Dataset content —
****
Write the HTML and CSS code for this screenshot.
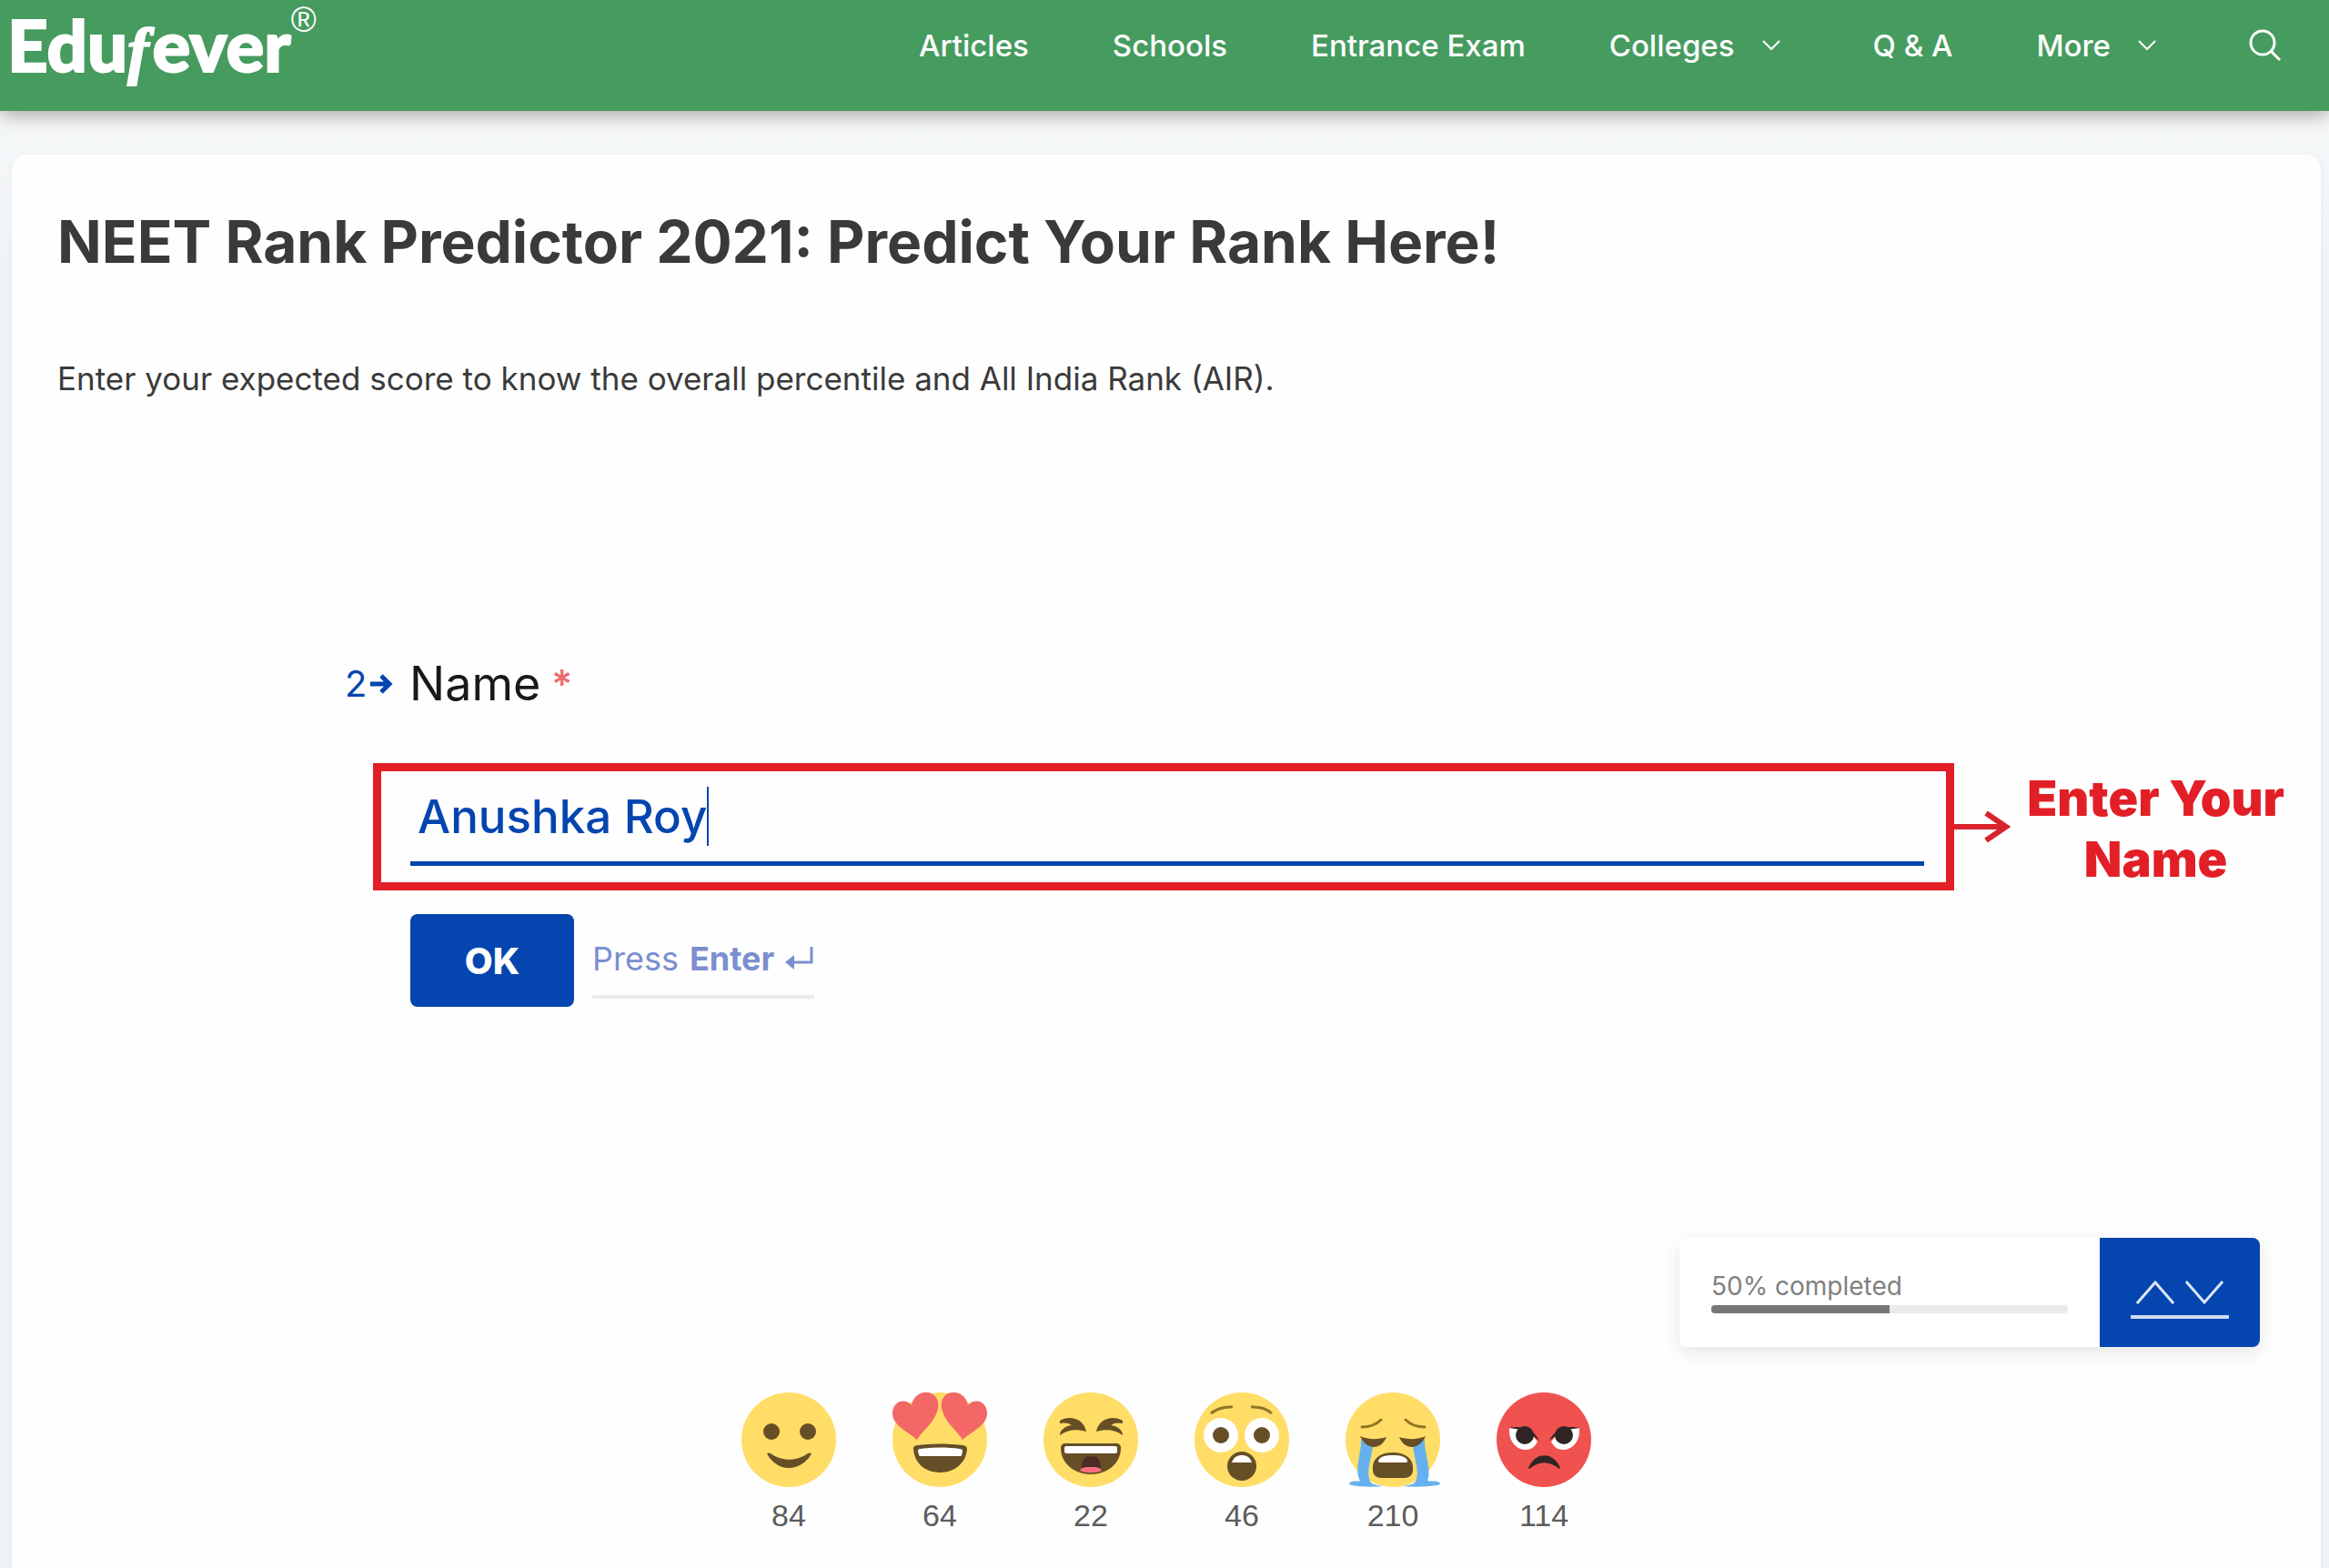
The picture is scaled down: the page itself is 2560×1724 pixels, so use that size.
FILE: index.html
```html
<!DOCTYPE html>
<html lang="en">
<head>
  <meta charset="utf-8" />
  <meta name="viewport" content="width=device-width, initial-scale=1" />
  <title>NEET Rank Predictor 2021 - Edufever</title>
  <link rel="stylesheet" href="styles.css">
</head>
<body>
  <header class="site-header">
    <a href="#" class="logo">Edu<span class="logo-f">f</span>ever<sup>®</sup></a>
    <nav class="nav">
      <a href="#">Articles</a>
      <a href="#">Schools</a>
      <a href="#">Entrance Exam</a>
      <a href="#">Colleges
        <svg class="chevron" viewBox="0 0 20 12"><path d="M1 1l9 9 9-9"/></svg>
      </a>
      <a href="#">Q &amp; A</a>
      <a href="#">More
        <svg class="chevron" viewBox="0 0 20 12"><path d="M1 1l9 9 9-9"/></svg>
      </a>
      <a href="#" aria-label="Search">
        <svg class="search" viewBox="0 0 36 36"><circle cx="15" cy="15" r="13"/><path d="M24 24l10 10"/></svg>
      </a>
    </nav>
  </header>

  <main class="card">
    <h1>NEET Rank Predictor 2021: Predict Your Rank Here!</h1>
    <p class="intro">Enter your expected score to know the overall percentile and All India Rank (AIR).</p>

    <form class="question">
      <label class="question-label" for="name">
        <span class="number">2<svg viewBox="0 0 25 22"><path d="M0 11h21M12 2l9 9-9 9"/></svg></span>
        <span>Name</span>
        <span class="required">*</span>
      </label>

      <div class="answer">
        <div class="frame">
          <label class="field">
            <input type="text" id="name" value="Anushka Roy">
            <span class="caret"></span>
          </label>
        </div>
        <svg class="pointer" viewBox="0 0 62 36"><path d="M0 18h54M35 3l22 15-22 15"/></svg>
        <p class="hint">Enter Your<br>Name</p>
      </div>

      <div class="actions">
        <button type="button" class="ok">OK</button>
        <p class="press">Press <strong>Enter</strong>
          <svg viewBox="0 0 32 28"><path class="line" d="M29 1v17H8"/><path class="head" d="M0 18l10-8v16z"/></svg>
        </p>
      </div>
    </form>

    <div class="progress">
      <div class="progress-info">
        <span id="progress-text">50% completed</span>
        <div class="bar" role="progressbar" aria-labelledby="progress-text" aria-valuenow="50">
          <div class="bar-fill" style="width: 50%"></div>
        </div>
      </div>
      <div class="progress-nav">
        <button type="button" aria-label="Previous"><svg viewBox="0 0 42 26"><path d="M1 25L21 2l20 23"/></svg></button>
        <button type="button" aria-label="Next"><svg viewBox="0 0 42 26"><path d="M1 1l20 23L41 1"/></svg></button>
      </div>
    </div>

    <div class="reactions">
      <button type="button" class="reaction">
        <svg viewBox="0 0 104 104">
          <circle cx="52" cy="52" r="52" fill="#ffdd67"/>
          <g fill="#664e27">
            <circle cx="33" cy="43" r="9"/>
            <circle cx="73" cy="43" r="9"/>
            <path d="M29 69c-2-3 1-3 3-2 12 9 29 9 41 0 2-1 5-1 3 2-5 8-14 14-24 14s-18-6-23-14z"/>
          </g>
        </svg>
        84
      </button>
      <button type="button" class="reaction">
        <svg viewBox="0 0 104 104">
          <circle cx="52" cy="52" r="52" fill="#ffdd67"/>
          <g fill="#f46767">
            <path d="M27 52C18 44-1 36 0 22 1 9 14 6 21 14 23 3 32-1 39 0c9 1 14 11 10 21-4 13-17 22-22 31z"/>
            <path d="M77 52c9-8 28-16 27-30C103 9 90 6 83 14 81 3 72-1 65 0c-9 1-14 11-10 21 4 13 17 22 22 31z"/>
          </g>
          <path fill="#664e27" d="M23 62c0-3 2-4 5-4 16-2 33-2 48 0 3 0 6 1 6 4-1 15-13 26-30 26S24 77 23 62z"/>
          <path fill="#fff" d="M28 65c0-3 1-3 3-3 14-2 29-2 43 0 2 0 3 1 3 3l-1 4c0 1-1 1-2 1H31c-2 0-2-1-2-2z"/>
        </svg>
        64
      </button>
      <button type="button" class="reaction">
        <svg viewBox="0 0 104 104">
          <circle cx="52" cy="52" r="52" fill="#ffdd67"/>
          <g fill="#664e27">
            <path d="M18 31c10-6 26-3 29 12-11-3-21-2-29 4 0-6 6-10 13-11-4-3-9-3-13-2z"/>
            <path d="M87 31c-10-6-26-3-29 12 11-3 21-2 29 4 0-6-6-10-13-11 4-3 9-3 13-2z"/>
            <path d="M19 61c0-3 2-5 5-5h56c3 0 5 2 5 5 0 17-15 29-33 29S19 78 19 61z"/>
          </g>
          <rect x="23" y="59" width="58" height="8" rx="2" fill="#fff"/>
          <path fill="#4c2b25" d="M42 83c0-9 4-13 8-13 1 0 2 1 2 2 0-1 1-2 3-2 4 0 8 4 8 13z"/>
          <path fill="#ff717f" d="M40 86c2-4 6-4 12-4s10 0 12 4c-8 3-16 3-24 0z"/>
        </svg>
        22
      </button>
      <button type="button" class="reaction">
        <svg viewBox="0 0 104 104">
          <circle cx="52" cy="52" r="52" fill="#ffdd67"/>
          <circle cx="29" cy="47" r="19" fill="#fff"/>
          <circle cx="74" cy="47" r="19" fill="#fff"/>
          <g fill="#664e27">
            <circle cx="29" cy="47" r="9"/>
            <circle cx="74" cy="47" r="9"/>
            <circle cx="52" cy="81" r="16"/>
          </g>
          <path fill="#fff" d="M41 77c2-6 6-8 11-8s9 2 11 8z"/>
          <path fill="none" stroke="#917524" stroke-width="3" d="M18 23q10-8 24-7M62 16q14-1 23 7"/>
        </svg>
        46
      </button>
      <button type="button" class="reaction">
        <svg viewBox="0 0 104 104">
          <circle cx="52" cy="52" r="52" fill="#ffdd67"/>
          <g fill="#65b1ef">
            <path d="M17 51l13 7c-1 14-8 28-3 40 2 3 8 4 14 5-12 1-24 1-34-1-4-1-4-3 0-4 3-1 7 0 9-1-7-13 2-31 1-46z"/>
            <path d="M87 51l-13 7c1 14 8 28 3 40-2 3-8 4-14 5 12 1 24 1 38-1 4-1 4-3 0-4-3-1-9 0-11-1 5-13-4-31-3-46z"/>
          </g>
          <g fill="#664e27">
            <path d="M16 48c9 4 20 4 29 1-3 7-8 11-14 11s-12-5-15-12z"/>
            <path d="M88 48c-9 4-20 4-29 1 3 7 8 11 14 11s12-5 15-12z"/>
            <path d="M30 82c0-9 8-16 22-16s22 7 22 16c1 8-3 12-9 12H39c-6 0-10-4-9-12z"/>
          </g>
          <path fill="#fff" d="M36 75c2-5 8-6 16-6s14 1 16 6c0 2-1 2-2 2H38c-1 0-2 0-2-2z"/>
          <path fill="none" stroke="#917524" stroke-width="3" stroke-linecap="round" d="M18 38q13 0 21-8M66 30q8 8 21 8"/>
        </svg>
        210
      </button>
      <button type="button" class="reaction">
        <svg viewBox="0 0 104 104">
          <circle cx="52" cy="52" r="52" fill="#f05250"/>
          <path fill="#fff" d="M14 39c-1 14 7 24 18 24 6 0 10-3 13-9L34 41z"/>
          <path fill="#fff" d="M91 39c1 14-7 24-18 24-6 0-10-3-13-9l11-13z"/>
          <g fill="#302424">
            <circle cx="31" cy="47" r="10"/>
            <circle cx="74" cy="47" r="10"/>
            <path d="M13 39c15-3 27 0 34 14-9-8-19-13-34-14z"/>
            <path d="M92 39c-15-3-27 0-34 14 9-8 19-13 34-14z"/>
            <path d="M36 84c-2-1 0-3 1-5 8-13 23-13 31 0 1 2 3 4 1 5-11-9-22-9-33 0z"/>
          </g>
        </svg>
        114
      </button>
    </div>
  </main>
</body>
</html>
```
FILE: styles.css
```css
* {
  box-sizing: border-box;
}
body {
  margin: 0;
  min-height: 100vh;
  display: flex;
  flex-direction: column;
  font-family: Inter, sans-serif;
  background: linear-gradient(#fafbfb, #eef2f6 360px);
  color: #3a3a3a;
}
h1, p {
  margin: 0;
}
button {
  font-family: inherit;
  border: none;
  padding: 0;
  background: none;
  cursor: pointer;
}
svg {
  display: block;
  fill: none;
}

/* header */
.site-header {
  display: flex;
  justify-content: space-between;
  align-items: flex-start;
  height: 122px;
  padding: 0 52px 0 8px;
  background: #469b5f;
  box-shadow: 0 4px 20px rgba(0,0,0,0.35);
}
.logo {
  font-family: Lato, sans-serif;
  font-weight: 900;
  font-size: 78px;
  line-height: 98px;
  color: #fff;
  text-decoration: none;
  white-space: nowrap;
  -webkit-text-stroke: 2px #fff;
}
.logo-f {
  margin-right: 4px;
  font-family: "Liberation Serif", serif;
  font-style: italic;
  font-size: 70px;
}
.logo sup {
  font-family: "Liberation Sans", sans-serif;
  font-weight: 400;
  font-size: 38px;
  line-height: 38px;
  vertical-align: 44px;
  -webkit-text-stroke: 0;
}
.nav {
  display: flex;
  align-items: center;
  gap: 92px;
  height: 100px;
}
.nav a {
  display: flex;
  align-items: center;
  gap: 30px;
  color: #fff;
  font-size: 33px;
  font-weight: 500;
  text-decoration: none;
  white-space: nowrap;
}
.chevron {
  width: 20px;
  margin-right: 10px;
  stroke: #fff;
  stroke-width: 2;
}
.search {
  width: 36px;
  stroke: #fff;
  stroke-width: 3;
}

/* page card */
.card {
  flex: 1;
  margin: 48px 9px 0 13px;
  padding: 56px 40px 0 50px;
  background: #fefefe;
  border-radius: 16px 16px 0 0;
  box-shadow: 0 0 6px rgba(0,0,0,0.05);
}
h1 {
  font-size: 64px;
  line-height: 80px;
}
.intro {
  margin-top: 80px;
  font-size: 35px;
  line-height: 60px;
}

/* question */
.question {
  margin-top: 268px;
  padding-left: 316px;
}
.question-label {
  display: flex;
  align-items: center;
  font-size: 52px;
  line-height: 76px;
  color: #191919;
}
.number {
  display: flex;
  align-items: center;
  gap: 4px;
  width: 71px;
  font-size: 40px;
  color: #0445af;
}
.number svg {
  width: 25px;
  stroke: #0445af;
  stroke-width: 5;
}
.required {
  margin-left: 12px;
  color: #f0696b;
  font-size: 44px;
  font-weight: 500;
}
.answer {
  display: flex;
  align-items: center;
  margin: 49px 0 0 31px;
}
.frame {
  flex: 1;
  padding: 0 24px 18px 32px;
  border: 9px solid #e21f26;
}
.field {
  display: flex;
  align-items: center;
  height: 104px;
  padding-left: 8px;
  border-bottom: 5px solid #0445af;
}
.field input {
  field-sizing: content;
  padding: 0;
  border: none;
  outline: none;
  background: none;
  color: #0445af;
  font-family: inherit;
  font-size: 51px;
  font-weight: 500;
  caret-color: transparent;
}
.caret {
  width: 2px;
  height: 65px;
  background: #0445af;
}
.pointer {
  width: 62px;
  stroke: #d9232d;
  stroke-width: 6;
}
.hint {
  margin-left: 18px;
  padding-top: 4px;
  font-weight: 900;
  font-size: 54px;
  line-height: 67px;
  text-align: center;
  color: #e21f26;
}
.actions {
  display: flex;
  align-items: center;
  gap: 20px;
  margin: 26px 0 0 72px;
}
.ok {
  width: 180px;
  height: 102px;
  border-radius: 8px;
  background: #0445af;
  color: #fff;
  font-size: 40px;
  font-weight: 800;
}
.press {
  display: flex;
  align-items: center;
  gap: 12px;
  padding: 12px 0;
  border-bottom: 4px solid #ebebeb;
  color: #7b8fd0;
  font-size: 36px;
  line-height: 56px;
}
.press svg {
  width: 32px;
}
.press .line {
  stroke: #7b8fd0;
  stroke-width: 3;
}
.press .head {
  fill: #7b8fd0;
}

/* progress */
.progress {
  display: flex;
  width: 638px;
  height: 120px;
  margin: 254px 27px 0 auto;
  border-radius: 8px;
  overflow: hidden;
  background: #fff;
  box-shadow: 0 6px 20px rgba(0,0,0,0.1);
}
.progress-info {
  flex: 1;
  padding: 36px 35px 0;
  color: #808080;
  font-size: 28px;
  line-height: 34px;
}
.bar {
  height: 9px;
  margin-top: 4px;
  border-radius: 4px;
  overflow: hidden;
  background: #ebebeb;
}
.bar-fill {
  height: 100%;
  background: #777;
}
.progress-nav {
  display: flex;
  flex-wrap: wrap;
  align-content: flex-start;
  justify-content: center;
  gap: 12px;
  width: 176px;
  padding-top: 47px;
  background: #0445af;
}
.progress-nav svg {
  width: 42px;
  stroke: #dbe6f8;
  stroke-width: 3;
}
.progress-nav::after {
  content: "";
  width: 108px;
  height: 4px;
  background: #cddcf2;
}

/* reactions */
.reactions {
  display: flex;
  justify-content: center;
  gap: 62px;
  margin-top: 50px;
  padding-right: 10px;
}
.reaction {
  width: 104px;
  color: #5c5c5c;
  font-family: "Liberation Sans", sans-serif;
  font-size: 34px;
  line-height: 62px;
}
.reaction svg {
  width: 104px;
}
```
****
Written request —
Your answer should be only a number: how many lines of the data above contain the string "page"?

Result —
2